The economic implications are substantial.
When talented entrepreneurs gain greater access to capital and opportunity, innovation ecosystems become stronger. More ideas receive funding. More businesses are created. More jobs are generated. Expanding participation in entrepreneurship is therefore not simply a question of representation. It is also a question of economic efficiency. Investors increasingly recognize that overlooking capable founders can mean overlooking significant returns. Wolfe Herd's success helped reinforce that reality by demonstrating what becomes possible when entrepreneurial talent receives the resources needed to scale.
A Legacy That Extends Beyond Bumble
Bumble remains one of the most influential consumer technology brands of the modern era.

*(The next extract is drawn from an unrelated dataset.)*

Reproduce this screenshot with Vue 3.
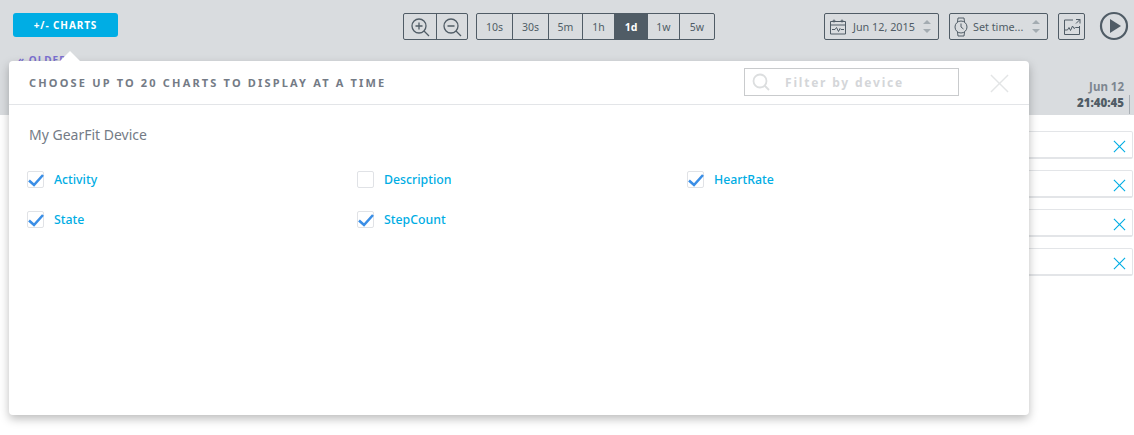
<template>
  <div class="page">
    <header class="toolbar">
      <button class="charts-btn">+/- CHARTS</button>
      <div class="toolbar-mid">
        <div class="seg">
          <span class="seg-icon">
            <svg width="22" height="22" viewBox="0 0 22 22"><circle cx="10" cy="10" r="7" /><path d="M15 15l5 5M10 6.500v7M6.500 10h7" /></svg>
          </span>
          <span class="seg-icon">
            <svg width="22" height="22" viewBox="0 0 22 22"><circle cx="10" cy="10" r="7" /><path d="M15 15l5 5M6.500 10h7" /></svg>
          </span>
        </div>
        <div class="seg">
          <span v-for="r in ranges" :key="r.label" class="range" :class="{ on: r.label === '1d' }" :style="{ width: r.w + 'px' }">{{ r.label }}</span>
        </div>
      </div>
      <div class="toolbar-right">
        <div class="picker date">
          <svg width="18" height="18" viewBox="0 0 18 18"><path d="M1.500 3.500h15v12.500h-15zM1.500 7h15M3 11.500h3l1.500-2 2 4 1.500-3 1 1h3" /><circle cx="5" cy="3" r="1" /><circle cx="13" cy="3" r="1" /></svg>
          <span>Jun 12, 2015</span>
          <i class="spin"></i>
        </div>
        <div class="picker time">
          <svg width="14" height="20" viewBox="0 0 14 20"><circle cx="7" cy="10" r="6" /><path d="M3.500 5l.5-4h6l.5 4M3.500 15l.5 4h6l.5-4M7 6.500V10l2.500 2" /></svg>
          <span>Set time...</span>
          <i class="spin"></i>
        </div>
        <div class="export">
          <svg width="20" height="20" viewBox="0 0 20 20"><path d="M11 3H2.500v14.500h15V9M2.500 13h3l1.500-2.500 1.500 3 2-4.500 1.500 2.500 1.500-1h4M14 2.500h4V6.500M18 2.500L14 6.500" /></svg>
        </div>
        <svg class="play" width="30" height="30" viewBox="0 0 30 30"><circle cx="15" cy="15" r="13" /><path class="tri" d="M11 8l11 7-11 7z" /></svg>
      </div>
    </header>

    <div class="time-band">
      <a class="older">« OLDER</a>
      <div class="stamp">
        <span>Jun 12</span>
        <b>21:40:45</b>
      </div>
    </div>

    <div class="rows">
      <div v-for="n in 4" :key="n" class="row">
        <svg width="13" height="13" viewBox="0 0 14 14"><path d="M1 1l12 12M13 1L1 13" /></svg>
      </div>
    </div>

    <section class="modal">
      <i class="caret"></i>
      <div class="modal-head">
        <h2>CHOOSE UP TO 20 CHARTS TO DISPLAY AT A TIME</h2>
        <div class="filter">
          <svg width="18" height="18" viewBox="0 0 18 18"><circle cx="8" cy="8" r="6.500" /><path d="M12.500 12.500l4.500 4.500" /></svg>
          <span>Filter by device</span>
        </div>
        <svg class="close" width="19" height="19" viewBox="0 0 20 20"><path d="M1 1l18 18M19 1L1 19" /></svg>
      </div>
      <div class="modal-body">
        <h3>My GearFit Device</h3>
        <div class="grid">
          <label v-for="c in charts" :key="c.name" class="item">
            <span class="box">
              <svg v-if="c.on" width="15" height="15" viewBox="0 0 15 15"><path d="M1 8.500l5 4.500 9-10" /></svg>
            </span>
            {{ c.name }}
          </label>
        </div>
      </div>
    </section>
  </div>
</template>

<script setup>
const ranges = [
  { label: '10s', w: 35 },
  { label: '30s', w: 36 },
  { label: '5m', w: 34 },
  { label: '1h', w: 32 },
  { label: '1d', w: 33 },
  { label: '1w', w: 32 },
  { label: '5w', w: 35 }
]

const charts = [
  { name: 'Activity', on: true },
  { name: 'Description', on: false },
  { name: 'HeartRate', on: true },
  { name: 'State', on: true },
  { name: 'StepCount', on: true }
]
</script>

<style>
body {
  background: #fff;
  overflow: hidden;
}
</style>

<style scoped>
.page {
  position: relative;
  width: 1134px;
  height: 435px;
  overflow: hidden;
  font-family: "Noto Sans", "Open Sans", sans-serif;
  color: #505c66;
}

.toolbar {
  height: 53px;
  box-sizing: border-box;
  padding: 13px 0 0 13px;
  display: flex;
  align-items: flex-start;
  background: #d9dcdf;
}

.charts-btn {
  width: 105px;
  height: 24px;
  padding: 0;
  border: 0;
  border-radius: 3px;
  background: #00ade4;
  color: #fff;
  font: 700 10px "Noto Sans", sans-serif;
  letter-spacing: 0.9px;
}

.toolbar-mid {
  display: flex;
  gap: 8px;
  margin-left: 285px;
}

.seg {
  display: flex;
  height: 27px;
  box-sizing: border-box;
  border: 1px solid #505c66;
  border-radius: 2px;
}

.seg-icon {
  box-sizing: border-box;
  width: 32px;
  display: flex;
  align-items: center;
  justify-content: center;
}

.seg-icon + .seg-icon {
  width: 31px;
  border-left: 1px solid #505c66;
}

.seg-icon svg,
.export svg,
.play {
  fill: none;
  stroke: #505c66;
  stroke-width: 1.300;
}

.picker svg,
.export svg {
  fill: none;
  stroke: #505c66;
  stroke-width: 1;
}

.range {
  box-sizing: border-box;
  display: flex;
  align-items: center;
  justify-content: center;
  font-size: 10.500px;
  border-left: 1px solid #505c66;
}

.range:first-child {
  border-left: 0;
}

.range.on {
  background: #505c66;
  color: #fff;
  font-weight: 700;
}

.toolbar-right {
  display: flex;
  align-items: flex-start;
  margin-left: 109px;
  gap: 10px;
}

.picker {
  position: relative;
  height: 27px;
  box-sizing: border-box;
  display: flex;
  align-items: center;
  gap: 6px;
  padding-left: 4px;
  border: 1px solid #505c66;
  border-radius: 2px;
  font-size: 10.800px;
}

.date {
  width: 115px;
}

.time {
  width: 99px;
  gap: 5px;
}

.spin {
  position: absolute;
  right: 7px;
  top: 6px;
  width: 0;
  height: 0;
  border: 4px solid transparent;
  border-top: 0;
  border-bottom: 4px solid #a3abb1;
}

.spin::after {
  content: "";
  position: absolute;
  left: -4px;
  top: 9px;
  border: 4px solid transparent;
  border-bottom: 0;
  border-top: 4px solid #a3abb1;
}

.export {
  width: 27px;
  height: 27px;
  box-sizing: border-box;
  display: flex;
  align-items: center;
  justify-content: center;
  border: 1px solid #505c66;
  border-radius: 2px;
}

.play {
  margin: -2px 0 0 4px;
  stroke-width: 2.200;
}

.play .tri {
  fill: #505c66;
  stroke: none;
}

.time-band {
  height: 62px;
  display: flex;
  justify-content: space-between;
  background: #d9dcdf;
}

.older {
  margin-left: 18px;
  font-size: 10px;
  font-weight: 700;
  letter-spacing: 1px;
  color: #7a6fd0;
}

.stamp {
  display: flex;
  flex-direction: column;
  align-items: flex-end;
  margin-top: 26px;
  margin-right: 4px;
  font-size: 11.500px;
  font-weight: 700;
  line-height: 16px;
  color: #7d8690;
}

.stamp span {
  padding-right: 6px;
}

.stamp b {
  padding: 0 5px 3px 0;
  border-right: 1px solid #a9afb5;
  color: #505c66;
}

.rows {
  display: flex;
  flex-direction: column;
  gap: 11px;
  margin-top: 16px;
  margin-left: 900px;
}

.row {
  width: 233px;
  height: 28px;
  box-sizing: border-box;
  padding: 4px 6px 0 0;
  display: flex;
  align-items: center;
  justify-content: flex-end;
  background: #fff;
  border: 1px solid #e3e5e8;
  border-bottom-width: 2px;
  border-radius: 2px;
}

.row svg {
  fill: none;
  stroke: #00ade4;
  stroke-width: 1.200;
}

.modal {
  position: absolute;
  left: 9px;
  top: 61px;
  width: 1020px;
  height: 354px;
  background: #fff;
  border-radius: 4px;
  box-shadow: 0 4px 10px rgba(0, 0, 0, 0.26);
}

.caret {
  position: absolute;
  left: 51px;
  top: -10px;
  width: 0;
  height: 0;
  border: 10px solid transparent;
  border-top: 0;
  border-bottom: 10px solid #fff;
}

.modal-head {
  position: relative;
  height: 44px;
  box-sizing: border-box;
  display: flex;
  align-items: center;
  border-bottom: 1px solid #e3e5e8;
}

h2 {
  margin: 0 0 0 20px;
  font-size: 11px;
  font-weight: 700;
  letter-spacing: 2.170px;
  color: #747b86;
}

.filter {
  position: absolute;
  left: 735px;
  top: 7px;
  width: 215px;
  height: 28px;
  box-sizing: border-box;
  display: flex;
  align-items: center;
  padding-left: 7px;
  gap: 15px;
  border: 1px solid #c9cbcd;
  font-size: 12px;
  font-weight: 700;
  letter-spacing: 1.800px;
  color: #d4d6d9;
}

.filter svg {
  fill: none;
  stroke: #dcdedf;
  stroke-width: 1.800;
}

.close {
  position: absolute;
  left: 981px;
  top: 13px;
  fill: none;
  stroke: #e3e5e6;
  stroke-width: 1.500;
}

.modal-body {
  padding: 21px 20px 0 18px;
}

h3 {
  margin: 0 0 27px 2px;
  font-size: 14px;
  font-weight: 400;
  line-height: 18px;
  color: #747b86;
}

.grid {
  display: grid;
  grid-template-columns: 330px 330px 1fr;
  row-gap: 23px;
}

.item {
  display: flex;
  align-items: center;
  gap: 10px;
  height: 17px;
  font-size: 12.300px;
  font-weight: 500;
  color: #00ade4;
}

.box {
  box-sizing: border-box;
  width: 17px;
  height: 17px;
  display: flex;
  align-items: center;
  justify-content: center;
  border: 1px solid #e0e2e6;
  border-radius: 2px;
}

.box svg {
  overflow: visible;
  fill: none;
  stroke: #3a8ee6;
  stroke-width: 2.600;
}
</style>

Millions of people continue using its products, and its impact on online dating remains significant. Yet Whitney Wolfe Herd's long-term legacy may ultimately be measured through a different lens. Many founders create successful businesses. Far fewer help change perceptions across an entire industry. By building a globally recognized technology company, navigating intense competition and becoming one of the most visible female entrepreneurs in the world, Wolfe Herd expanded ideas about who can lead, innovate and succeed within technology.
That influence may ultimately prove more enduring than any individual product or platform.
Technology industries are constantly evolving, and today's dominant applications may eventually be replaced by new innovations. The stories that reshape entrepreneurial culture, however, tend to last much longer. Whitney Wolfe Herd's journey demonstrated that leadership in technology does not have to follow traditional patterns. It showed that different perspectives can create valuable businesses and that founders who challenge conventional assumptions can redefine entire categories.